Borowsky saw the potential for coworking to take off in Boulder and across the Front Range, an area that, like San Francisco, was home to a highly concentrated cluster of technology-centric businesses and very expensive office rents.

He took over some empty office space across the hall from where Boulder Digital Arts offered its classes and programs and turned it into coworking space.

“It really made sense at the time,” Borowsky said, “and now years later more and more people are starting to recognize the value of coworking.”

Stu Crair, founder of Digital Workshop Center in Fort Collins, also saw his business evolve from one that exclusively offered educational opportunities to a multi-pronged organization with a mix of classes, programs and work space.

“It’s a great symbiotic relationship we have between the two aspects of the business,” he said.

Operators in Boulder Valley and Northern Colorado are by no means alone in recognizing the potential for coworking to revolutionize how and where people work.

Globally, the total number of coworking spaces went from virtually zero prior to 2007 to nearly 18,000 in 2018, according to data from Emergent Research. That figure is expected to be more than 30,000 by 2022.

It isn’t just rising rents and other related economic factors that are driving people toward coworking spaces. Behavioral and cultural factors are also at play.

Research by the Harvard Business Review found that significant majorities of survey respondents cited social benefits are one of the main reasons they opt to participate in coworking spaces.

Harvard reported that 79 percent of respondents said coworking has expanded their social networks and 89 percent reported being happier since joining a coworking space. Coworking helps combat what the Harvard report calls the “loneliness epidemic,” accelerated by the increasingly isolated nature of work in the modern economy.

Heather Ollom, owner of the Office Evolution franchise location in Fort Collins, agreed.

Many of the Office Evolution clients have “found the best solution isn’t working out of their houses.”

Not only does being around other people help ward off the loneliness often experienced by telecommuters, it “helps open up doors of creativity,” Ollom said.

Crair said coworking — especially coworking that involves an educational component — “helps bring people together in terms of sharing ideas.”

The 800-pound gorilla

Around the time Borowsky traveled to San Francisco and returned to Boulder with the idea to open a coworking space, a company in New York began leasing thousands of square feet of office space to house startups, entrepreneurs and freelancers.

In the roughly eight years since it was founded, WeWork has emerged as the biggest player in the coworking game. The company manages upward of 10 million square feet of space in nearly 100 cities.

Later this year, Boulder will join that list of WeWork cities.

WeWork, which already had leases in place in at least 10 buildings around the Denver metro area, plans to move into Boulder’s Canyon 28 office building around September or October.

The company will occupy the bottom three floors — more than 30,000 square feet — of the four-story office space at 2755 Canyon Blvd., developed in 2017 by Lou DellaCava of Boulder-based LJD Enterprises Inc. Gibbons-White Inc. brokered the deal.
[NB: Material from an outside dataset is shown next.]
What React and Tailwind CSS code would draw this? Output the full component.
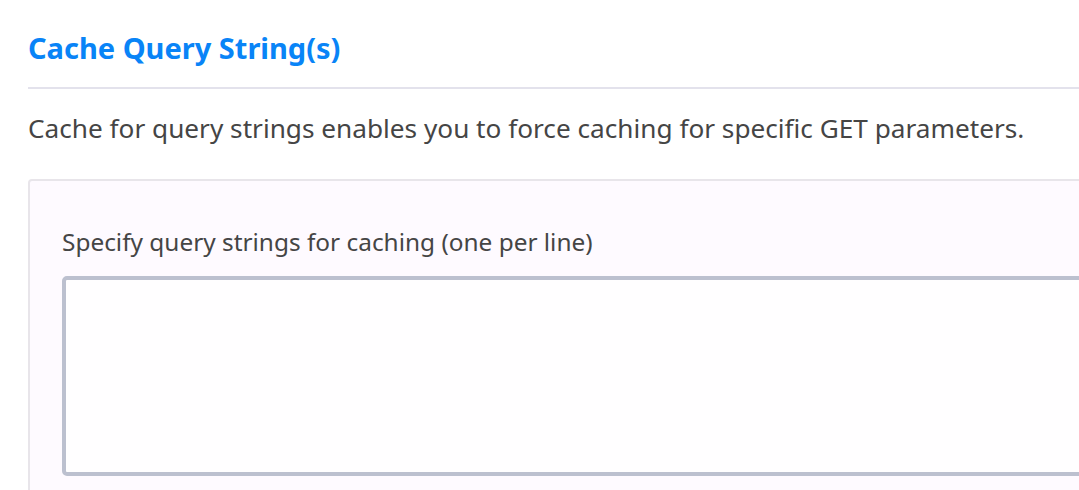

WeWork expects to have about 500 desks available in the Boulder location.

Nathan Lenahan, WeWork’s Mountain West general manager, cited Boulder’s status as a “hub of innovation and entrepreneurship” as one of the reasons choosing it to be the company’s first Colorado space outside of the Denver metro area.

Room enough for everyone?

WeWork’s emergence on the Boulder coworking scene — along with the arrival of Industrious in the Colorado Building in downtown Boulder — raises questions about whether major national coworking firms can thrive alongside established local operations.
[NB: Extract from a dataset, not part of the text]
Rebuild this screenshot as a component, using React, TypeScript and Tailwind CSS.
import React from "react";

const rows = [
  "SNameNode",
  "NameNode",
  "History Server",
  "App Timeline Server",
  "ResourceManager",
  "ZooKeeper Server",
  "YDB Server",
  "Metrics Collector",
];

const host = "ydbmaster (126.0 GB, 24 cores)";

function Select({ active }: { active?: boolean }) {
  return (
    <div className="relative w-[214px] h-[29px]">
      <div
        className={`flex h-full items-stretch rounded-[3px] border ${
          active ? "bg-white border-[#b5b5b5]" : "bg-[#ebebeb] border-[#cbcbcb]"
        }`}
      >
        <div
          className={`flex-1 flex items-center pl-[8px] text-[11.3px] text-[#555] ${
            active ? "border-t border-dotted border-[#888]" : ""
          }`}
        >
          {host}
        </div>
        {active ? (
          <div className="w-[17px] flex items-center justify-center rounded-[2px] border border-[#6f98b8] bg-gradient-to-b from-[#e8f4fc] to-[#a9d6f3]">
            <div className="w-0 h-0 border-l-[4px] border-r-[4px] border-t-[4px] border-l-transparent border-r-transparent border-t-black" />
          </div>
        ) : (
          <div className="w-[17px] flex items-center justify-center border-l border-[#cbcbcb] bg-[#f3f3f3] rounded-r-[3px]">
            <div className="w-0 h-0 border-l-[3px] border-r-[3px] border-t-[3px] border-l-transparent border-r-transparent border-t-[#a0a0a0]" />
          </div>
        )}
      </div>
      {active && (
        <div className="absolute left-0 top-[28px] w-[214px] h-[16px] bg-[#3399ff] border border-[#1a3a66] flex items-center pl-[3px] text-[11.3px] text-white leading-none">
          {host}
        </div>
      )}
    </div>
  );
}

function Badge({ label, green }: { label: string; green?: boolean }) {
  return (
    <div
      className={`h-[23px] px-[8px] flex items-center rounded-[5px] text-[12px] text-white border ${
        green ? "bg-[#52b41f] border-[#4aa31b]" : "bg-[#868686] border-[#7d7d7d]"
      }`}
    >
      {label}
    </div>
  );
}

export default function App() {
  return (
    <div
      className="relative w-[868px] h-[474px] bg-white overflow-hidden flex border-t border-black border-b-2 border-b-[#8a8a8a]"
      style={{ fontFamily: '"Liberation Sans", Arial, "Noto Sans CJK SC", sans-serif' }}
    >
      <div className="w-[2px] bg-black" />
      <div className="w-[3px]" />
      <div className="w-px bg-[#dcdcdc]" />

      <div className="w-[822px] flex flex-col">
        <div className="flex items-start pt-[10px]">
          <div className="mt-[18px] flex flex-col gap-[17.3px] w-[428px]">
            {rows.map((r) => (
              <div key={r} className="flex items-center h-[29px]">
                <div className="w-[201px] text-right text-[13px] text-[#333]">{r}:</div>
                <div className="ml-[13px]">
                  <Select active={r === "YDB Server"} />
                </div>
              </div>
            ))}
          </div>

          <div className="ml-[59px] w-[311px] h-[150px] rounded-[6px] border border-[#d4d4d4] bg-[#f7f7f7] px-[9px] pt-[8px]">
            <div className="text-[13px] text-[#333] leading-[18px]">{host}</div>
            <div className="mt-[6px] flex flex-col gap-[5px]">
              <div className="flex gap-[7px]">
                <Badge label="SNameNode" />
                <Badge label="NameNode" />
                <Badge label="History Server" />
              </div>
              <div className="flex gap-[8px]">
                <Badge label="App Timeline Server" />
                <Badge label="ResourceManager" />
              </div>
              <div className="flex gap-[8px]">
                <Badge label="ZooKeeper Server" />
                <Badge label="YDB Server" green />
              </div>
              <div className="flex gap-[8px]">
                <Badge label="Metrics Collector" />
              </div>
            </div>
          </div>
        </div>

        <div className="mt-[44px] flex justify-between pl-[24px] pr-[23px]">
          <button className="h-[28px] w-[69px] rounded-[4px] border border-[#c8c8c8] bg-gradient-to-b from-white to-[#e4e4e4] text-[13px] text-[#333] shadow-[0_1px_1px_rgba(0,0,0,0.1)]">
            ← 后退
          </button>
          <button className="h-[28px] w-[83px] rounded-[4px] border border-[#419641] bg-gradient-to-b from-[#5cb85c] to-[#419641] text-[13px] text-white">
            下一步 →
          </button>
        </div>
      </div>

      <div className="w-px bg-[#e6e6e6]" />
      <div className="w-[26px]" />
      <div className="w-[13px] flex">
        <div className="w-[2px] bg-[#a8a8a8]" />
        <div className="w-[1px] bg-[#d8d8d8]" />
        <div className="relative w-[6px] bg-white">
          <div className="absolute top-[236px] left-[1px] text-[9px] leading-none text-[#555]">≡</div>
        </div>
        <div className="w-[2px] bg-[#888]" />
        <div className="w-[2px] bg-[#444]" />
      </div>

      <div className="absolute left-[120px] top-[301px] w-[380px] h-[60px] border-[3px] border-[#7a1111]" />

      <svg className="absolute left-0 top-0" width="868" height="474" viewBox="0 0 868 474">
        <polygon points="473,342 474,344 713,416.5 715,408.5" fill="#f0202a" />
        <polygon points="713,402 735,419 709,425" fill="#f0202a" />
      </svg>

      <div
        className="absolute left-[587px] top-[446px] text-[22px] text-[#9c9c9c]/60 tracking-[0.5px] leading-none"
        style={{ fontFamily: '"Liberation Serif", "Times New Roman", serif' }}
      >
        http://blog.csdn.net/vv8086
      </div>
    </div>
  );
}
Clif Harald, executive director of the Boulder Economic Council, said he has no reason to doubt that coworking operations of a variety of sizes can coexist.

“One of the differentiators of WeWork — in addition to their dominance in the market — is that they’ve been described as ‘enterprise coworking,’” which means they are able to accomodate much larger tenants, he said. “…Boulder is seeing a lot of interest from those kinds of companies — your Amazons, your Apples.”

While larger operations such as WeWork may be better suited to cater to the needs of these larger clients, there will still be a demand for workspace tailored toward the single programmer or the startup team of a half-dozen.

“Boulder’s economy is really propelled by new businesses, by startups, by entrepreneurs,” Harald said. “These are dynamic businesses; they don’t know if they’ll need 2,000 square feet or 10,000 square feet in a couple of years.”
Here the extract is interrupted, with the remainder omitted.